Virginia looks to build from deep, experienced O line
We all love the skill players – QBs, running backs, wideouts.
But football is won in the trenches.
For all the talk this spring from Bronco Mendenhall about getting the running game going, this is where it starts – with maybe the deepest and most experienced O line in all of college football.
“We have a chance to be the best unit in the country, honestly,” said junior center Olusegun Oluwatimi, who had an overall Pro Football Focus grade of 71.1 in 2020, and led the O line with a 77.1 run block grade.
“We have that confidence, and we’ve got our swagger, and we’re just trying to live up to everything that all the media and all what our coaches put on us,” Oluwatimi said.
“I mean, at the end of the day, we’ve got to earn it, and we’ve got to grind to get there. Because each year you start anew, so we’re just trying to grind and really trying to just be the best unit in the country,” Oluwatimi said.
The O line has been a work in progress for line coach Garett Tujague almost from the ground up upon his arrival in 2016.
The position had fallen into disrepair in the last couple of years in the Mike London era, so the Bronco Mendenhall regime didn’t have a lot to work with when it came in from Utah.
“There were some rough, rough, rough years. It just takes time. I’m grateful for the opportunity to have the time to build the room to where it’s at,” said Tujague, now in his sixth season at UVA, after serving as O line coach under Mendenhall at BYU from 2013-2015.
The run game has suffered the most from the relative hollowness on the line. Virginia has not ranked better than ninth in rushing in the ACC since 2016 – that ninth-place finish coming in 2020, when the Cavaliers put up 162.7 yards per game on the ground.
But that was with QBs Brennan Armstrong, Lindell Stone, Keytaon Thompson and Ira Armstead accounting for 53.9 percent of the yardage on the season – a ratio that is actually up from the Bryce Perkins era of 2018-2019.
The 2018 run game got 44.3 percent of its yards from the QB position; the 2019 run game got 46.1 percent from the QBs.
“Obviously, the main reason you try to run the quarterback is to get an extra hat, right?” Tujague said, explaining that using QB draws and straight runs turns the tailbacks into extra blockers, boosting the efforts of the O line.
“It’s being able to identify second- and third-level defenders, who’s the secondary, run support. So it’s different in that sense that we’re starting to target those guys. When you have a quarterback run game, now you have that extra hat to take care of that extra level, so it’s a little bit different,” Tujague said.
The QB runs aren’t going away, because Virginia has guys in Armstrong, Thompson and Armstead who can move the chains with their feet at the QB position, but it will be a big help if the offense can get productivity in the traditional run game from guys like Wayne Taulapapa, Ronnie Walker, Mike Hollins, the linchpins of a tailback group that Mendenhall feels is the deepest and most talented he has had at UVA.
“You can go looking at all the running backs right now, and they’re all studs, they’re interchangeable.
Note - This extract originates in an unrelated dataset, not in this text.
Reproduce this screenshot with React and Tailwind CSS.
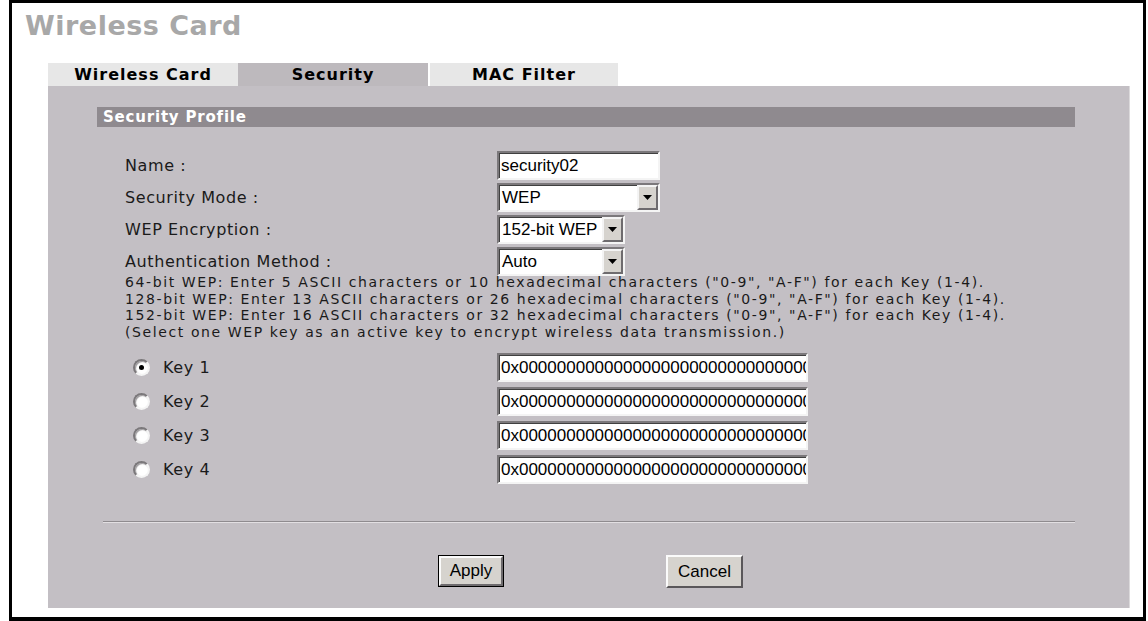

You’ve got to think about every great vehicle, you can replace one piece and put another piece in, and it still works. Our running backs are all great. They all have things they excel at,” said senior tackle Ryan Nelson, who had an overall PFF grade of 68.0 in 2020.
“When you have your guys now, you turn around like alright, cool, we’re handing the ball off to Ron, you’re handing it off to Wayne, any single one of those guys, you know, like, we’re about to get a huge gain,” Nelson said. “It’s a great thing for us because we don’t have to worry about, oh, man, well, let’s get three yards and see what we can do next play. It’s, this play is about to hit off, like, let’s go. So that’s a great thing right now.”
O line guys like to get down and dirty, as Nelson explained.
“We always want to run the ball. There’s times where you’re like, oh, you know, let’s pass the ball. Like, no, we want to run the ball, we want to, like, impose ourselves on you,” Nelson said. “And this year, it’s been a crazy thing for us to push hard for it. We know that last year wasn’t what we wanted, and now we have goals that we want to reach, and this group of guys has to get those goals done. And we’re going to run the ball.”
Nelson has logged 2,465 snaps over his three-year UVA career, the most in the position group, which returns five guys (Nelson, Oluwatimi, Chris Glaser, Ryan Swoboda and Bobby Haskins) with at least 1,000 career O line snaps.
The advantage to that depth and experience, hearing Tujague tell it: they know what they’re doing as well as he does.
“When they come to the sidelines. I’m getting feedback and answers like this, what’d you see, what I saw, it’s like this, where almost on Saturdays, it’s where they’re talking about it before I get a chance to even adjust it or address it,” Tujague said.
“Having everybody back is a great feeling just because we have a lot of continuity, really,” Oluwatimi said. “This is about to be my third year playing with basically the whole same unit. I’m not sure if we lost anybody for the last three years that I’ve been playing. So it’s definitely helpful. It’s helpful for the QBs, it’s helpful for running backs, it’s just helpful to the offense. It gives the coaches confidence to rely on us as a unit.”